Die einfache und diskriminierungsfreie Möglichkeit auch für transgeschlechtliche Personen, den passenden Eintrag zu bekommen, hatte jedoch nicht lange Bestand. Die Bundesregierung und vor allem das Innenministe­rium unter Horst Seehofer (CSU) waren der Ansicht, dass die Änderung des PStG ausschließlich für intergeschlechtliche Menschen gelten soll. Am 10. April des vergangenen Jahres ging daher ein Schreiben des BMI an die für Personenstandsänderung zuständigen Standesämter. Darin wurden die Ämter darauf hingewiesen, dass das PStG nur von intergeschlechtlichen Personen genutzt werden dürfe, die »biologisch weder eindeutig dem männlichen noch dem weiblichen Geschlecht zugeordnet werden«. Ärzte, die transgeschlechtlichen Personen eine Bescheinigung für das Amt ausstellen, machten sich unter Umständen strafbar, drohte das BMI. Diese Anweisung widerspricht der Rechtsprechung des Europäischen Menschenrechtsgerichthofs und einem Gutachten des Deutschen Institut für Menschenrechte. Das vom Familienministerium in Auftrag gegebene Gutachten kam zu dem Schluss, dass das Recht auf Selbstbestimmung und der Schutz der persönlichen Integrität die Rahmenbedingungen für eine Änderung des Personenstands und des Vor­namens setzen müssten.

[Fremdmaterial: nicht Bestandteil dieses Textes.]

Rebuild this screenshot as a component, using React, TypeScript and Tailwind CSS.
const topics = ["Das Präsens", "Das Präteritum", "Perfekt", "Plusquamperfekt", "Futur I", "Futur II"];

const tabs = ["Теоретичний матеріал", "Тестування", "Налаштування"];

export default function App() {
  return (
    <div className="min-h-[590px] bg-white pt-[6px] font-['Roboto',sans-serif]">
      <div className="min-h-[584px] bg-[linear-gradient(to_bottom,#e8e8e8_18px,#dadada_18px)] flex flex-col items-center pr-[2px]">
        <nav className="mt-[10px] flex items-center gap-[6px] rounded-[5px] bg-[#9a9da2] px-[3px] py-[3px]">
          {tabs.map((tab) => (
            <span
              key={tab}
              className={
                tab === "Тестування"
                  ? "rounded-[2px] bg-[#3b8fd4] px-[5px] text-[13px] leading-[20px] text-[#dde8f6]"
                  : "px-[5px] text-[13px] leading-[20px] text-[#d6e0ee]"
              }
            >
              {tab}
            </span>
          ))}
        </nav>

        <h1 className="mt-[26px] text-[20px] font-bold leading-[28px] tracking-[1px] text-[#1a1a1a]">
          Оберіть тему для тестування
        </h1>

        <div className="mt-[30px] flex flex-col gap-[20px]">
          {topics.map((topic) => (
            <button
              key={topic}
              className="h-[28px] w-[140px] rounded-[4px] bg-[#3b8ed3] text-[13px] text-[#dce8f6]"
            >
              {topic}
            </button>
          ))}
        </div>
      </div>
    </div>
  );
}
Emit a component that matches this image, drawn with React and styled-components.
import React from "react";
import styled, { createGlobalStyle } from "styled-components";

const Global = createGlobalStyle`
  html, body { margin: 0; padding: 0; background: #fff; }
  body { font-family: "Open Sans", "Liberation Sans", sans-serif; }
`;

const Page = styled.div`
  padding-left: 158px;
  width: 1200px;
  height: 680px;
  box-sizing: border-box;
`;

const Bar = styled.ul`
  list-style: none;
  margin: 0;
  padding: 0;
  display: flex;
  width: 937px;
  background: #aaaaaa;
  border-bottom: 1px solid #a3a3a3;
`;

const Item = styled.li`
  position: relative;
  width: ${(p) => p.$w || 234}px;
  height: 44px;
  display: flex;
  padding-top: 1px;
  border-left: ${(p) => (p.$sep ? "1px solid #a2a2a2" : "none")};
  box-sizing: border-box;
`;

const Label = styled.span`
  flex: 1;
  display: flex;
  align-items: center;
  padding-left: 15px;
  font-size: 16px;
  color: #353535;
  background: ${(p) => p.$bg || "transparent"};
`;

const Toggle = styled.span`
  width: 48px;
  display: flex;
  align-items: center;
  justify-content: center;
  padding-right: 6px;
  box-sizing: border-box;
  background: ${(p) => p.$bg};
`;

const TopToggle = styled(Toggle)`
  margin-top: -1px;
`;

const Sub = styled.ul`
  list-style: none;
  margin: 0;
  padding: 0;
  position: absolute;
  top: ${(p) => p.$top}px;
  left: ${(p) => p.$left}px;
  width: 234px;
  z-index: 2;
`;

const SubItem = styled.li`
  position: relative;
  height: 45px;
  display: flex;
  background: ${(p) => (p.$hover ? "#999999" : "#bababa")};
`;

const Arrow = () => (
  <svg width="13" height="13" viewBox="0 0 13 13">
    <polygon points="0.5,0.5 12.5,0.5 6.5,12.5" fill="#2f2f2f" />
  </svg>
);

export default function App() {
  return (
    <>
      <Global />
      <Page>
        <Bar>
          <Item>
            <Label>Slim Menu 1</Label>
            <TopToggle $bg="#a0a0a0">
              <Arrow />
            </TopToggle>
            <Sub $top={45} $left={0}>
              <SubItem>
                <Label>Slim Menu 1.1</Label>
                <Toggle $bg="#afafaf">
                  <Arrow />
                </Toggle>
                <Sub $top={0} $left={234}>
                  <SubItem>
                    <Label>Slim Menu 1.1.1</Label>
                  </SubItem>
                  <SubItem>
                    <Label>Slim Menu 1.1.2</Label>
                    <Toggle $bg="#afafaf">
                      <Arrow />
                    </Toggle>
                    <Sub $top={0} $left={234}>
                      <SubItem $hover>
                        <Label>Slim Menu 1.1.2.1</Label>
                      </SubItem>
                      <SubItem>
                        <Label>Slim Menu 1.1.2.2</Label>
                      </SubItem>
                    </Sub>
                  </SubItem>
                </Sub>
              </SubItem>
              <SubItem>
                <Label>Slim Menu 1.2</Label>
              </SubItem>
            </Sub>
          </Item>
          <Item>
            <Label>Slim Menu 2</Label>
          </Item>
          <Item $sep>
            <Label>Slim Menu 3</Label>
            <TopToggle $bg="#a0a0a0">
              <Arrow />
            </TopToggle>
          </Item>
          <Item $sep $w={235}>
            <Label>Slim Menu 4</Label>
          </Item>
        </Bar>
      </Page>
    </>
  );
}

Bereits im Mai legte das BMI einen Referentenentwurf zur Reformierung des TSG vor. Das vorgesehene Stellungnahmeverfahren für Fachverbände hatte lediglich eine Frist von zwei Tagen. Die Stellungnahmen kritisierten mehrheitlich die fortgesetzte Ungleichbehandlung von inter- und transgeschlechtlichen Menschen und brachten den Gesetzgebungsprozess vorläufig zum Stillstand (Jungle World 23/2019).

Mitte Dezember vergangenen Jahres urteilte dann das Amtsgericht Münster, dass ein Verfahren nach Paragraph 45 PStG nur von der Geschlechts­identität und nicht von medizinischen Diagnosen abhängen dürfe. Daher sei es verfassungswidrig, transgeschlechtlichen Menschen dessen Nutzung vorzuenthalten. Die Bundesregierung antwortete auf eine Anfrage des Bundestagsabgeordneten Sven Lehmann (Grüne), wie sich die Regierung zu dem Urteil verhalten wolle, sie halte daran fest, dass das Gesetz nicht für transgeschlechtliche Menschen gelte.
Angesichts solch diskriminierender Politik könnte eine Ergänzung des Gleichstellungsartikels im Grundgesetz doch mehr als Symbolpolitik sein und tatsächlichen Schutz vor staatlicher Diskriminierung bringen.